God carries us unexpectedly through the mourning. I don’t understand how God does carries us. It is a mystery how God comforts, a mystery meaning that it transcends our understanding.

I often use an image to comfort patients in time of serious grief.  I hold out my cupped hands and say that God’s grace comes under us and carries us along.  At the time we do not realize that God’s grace is holding us but when we look back, we can see that a supernatural strength was holding us. 

God holds us through our sorrow, cradling our fragile emotions.

God brings consolation along with reassurance and a divine embrace.

It may not be obvious at the time and it may seem that God is silent in our sorrow but when we look back at those moments of intense grief, we can see that God was with us. 

God was with us whether it be in another person sitting with us, a hug or gentle touch or a peace that passes understanding or some kind of memory at that moment that give us joy.  Often an inspiring moment in nature is a time when God shows up in our grief.
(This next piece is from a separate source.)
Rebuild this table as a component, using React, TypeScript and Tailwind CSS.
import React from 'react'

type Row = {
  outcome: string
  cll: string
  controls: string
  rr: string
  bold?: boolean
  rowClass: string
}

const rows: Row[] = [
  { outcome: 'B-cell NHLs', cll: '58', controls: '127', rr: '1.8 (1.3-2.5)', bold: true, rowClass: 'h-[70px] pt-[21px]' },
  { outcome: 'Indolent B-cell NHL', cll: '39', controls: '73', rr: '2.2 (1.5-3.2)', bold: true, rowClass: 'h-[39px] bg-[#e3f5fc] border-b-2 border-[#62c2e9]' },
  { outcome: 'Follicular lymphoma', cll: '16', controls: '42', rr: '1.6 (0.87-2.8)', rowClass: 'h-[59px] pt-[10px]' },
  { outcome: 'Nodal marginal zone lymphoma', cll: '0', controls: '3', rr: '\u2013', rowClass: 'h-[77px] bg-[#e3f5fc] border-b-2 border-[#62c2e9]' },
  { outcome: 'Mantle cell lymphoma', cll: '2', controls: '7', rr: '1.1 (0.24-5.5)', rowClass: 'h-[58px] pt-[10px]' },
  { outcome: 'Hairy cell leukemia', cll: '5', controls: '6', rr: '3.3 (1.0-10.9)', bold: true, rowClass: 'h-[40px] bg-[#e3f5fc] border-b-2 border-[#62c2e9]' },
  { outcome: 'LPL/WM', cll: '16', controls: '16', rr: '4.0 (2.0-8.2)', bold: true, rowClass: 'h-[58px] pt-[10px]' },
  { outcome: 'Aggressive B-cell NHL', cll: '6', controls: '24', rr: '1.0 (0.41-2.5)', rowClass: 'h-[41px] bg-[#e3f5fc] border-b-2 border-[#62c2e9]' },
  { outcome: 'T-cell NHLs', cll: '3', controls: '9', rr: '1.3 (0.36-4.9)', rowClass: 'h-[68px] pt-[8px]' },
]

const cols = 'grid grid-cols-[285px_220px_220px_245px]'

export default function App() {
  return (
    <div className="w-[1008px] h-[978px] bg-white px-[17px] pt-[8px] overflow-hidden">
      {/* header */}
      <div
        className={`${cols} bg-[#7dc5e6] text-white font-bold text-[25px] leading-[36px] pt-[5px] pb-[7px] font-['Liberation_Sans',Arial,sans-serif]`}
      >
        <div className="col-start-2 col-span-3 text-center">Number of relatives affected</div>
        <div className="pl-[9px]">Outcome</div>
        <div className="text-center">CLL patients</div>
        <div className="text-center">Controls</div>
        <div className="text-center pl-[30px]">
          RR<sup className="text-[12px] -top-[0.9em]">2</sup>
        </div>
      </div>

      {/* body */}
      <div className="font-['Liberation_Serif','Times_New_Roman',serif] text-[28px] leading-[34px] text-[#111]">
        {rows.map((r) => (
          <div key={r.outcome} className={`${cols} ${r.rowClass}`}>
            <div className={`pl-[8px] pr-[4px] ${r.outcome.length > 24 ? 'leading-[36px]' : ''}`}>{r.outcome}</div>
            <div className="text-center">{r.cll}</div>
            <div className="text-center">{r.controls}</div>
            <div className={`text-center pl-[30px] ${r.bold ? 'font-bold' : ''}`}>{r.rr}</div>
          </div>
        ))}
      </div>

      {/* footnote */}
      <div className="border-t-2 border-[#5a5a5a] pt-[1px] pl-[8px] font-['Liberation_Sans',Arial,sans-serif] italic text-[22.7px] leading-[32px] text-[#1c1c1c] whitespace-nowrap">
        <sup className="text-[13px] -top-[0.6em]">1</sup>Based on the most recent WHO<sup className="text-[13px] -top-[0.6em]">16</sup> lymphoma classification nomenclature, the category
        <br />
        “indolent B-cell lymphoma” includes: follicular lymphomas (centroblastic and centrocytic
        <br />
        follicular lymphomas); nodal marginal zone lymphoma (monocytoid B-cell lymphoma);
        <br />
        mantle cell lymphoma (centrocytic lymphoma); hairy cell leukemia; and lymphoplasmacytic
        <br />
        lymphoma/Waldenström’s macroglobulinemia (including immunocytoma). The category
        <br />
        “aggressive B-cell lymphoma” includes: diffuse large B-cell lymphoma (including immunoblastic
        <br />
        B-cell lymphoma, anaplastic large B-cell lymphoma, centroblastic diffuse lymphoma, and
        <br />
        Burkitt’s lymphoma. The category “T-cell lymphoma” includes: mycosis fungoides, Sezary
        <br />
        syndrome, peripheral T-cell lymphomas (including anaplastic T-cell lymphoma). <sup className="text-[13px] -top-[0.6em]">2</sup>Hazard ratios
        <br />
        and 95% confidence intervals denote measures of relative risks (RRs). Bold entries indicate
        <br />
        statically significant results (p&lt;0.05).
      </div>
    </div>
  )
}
Sometimes gratitude is experienced in reflection.  Sometimes a reassurance comes like an unexplained calmness during a time of grief and sometimes we learn not to be afraid of grief.

God meets us in our grief.  God comes alongside of us in our distress and mourning.  God understands our lament.  We have assurance that we are not alone.

I do not know where God will show up with each of us in our grief, but God will.

Look for a surprising divine encounter in your grief. Maybe you already have, share that divine glimpse of God’s supernatural gracing carrying you.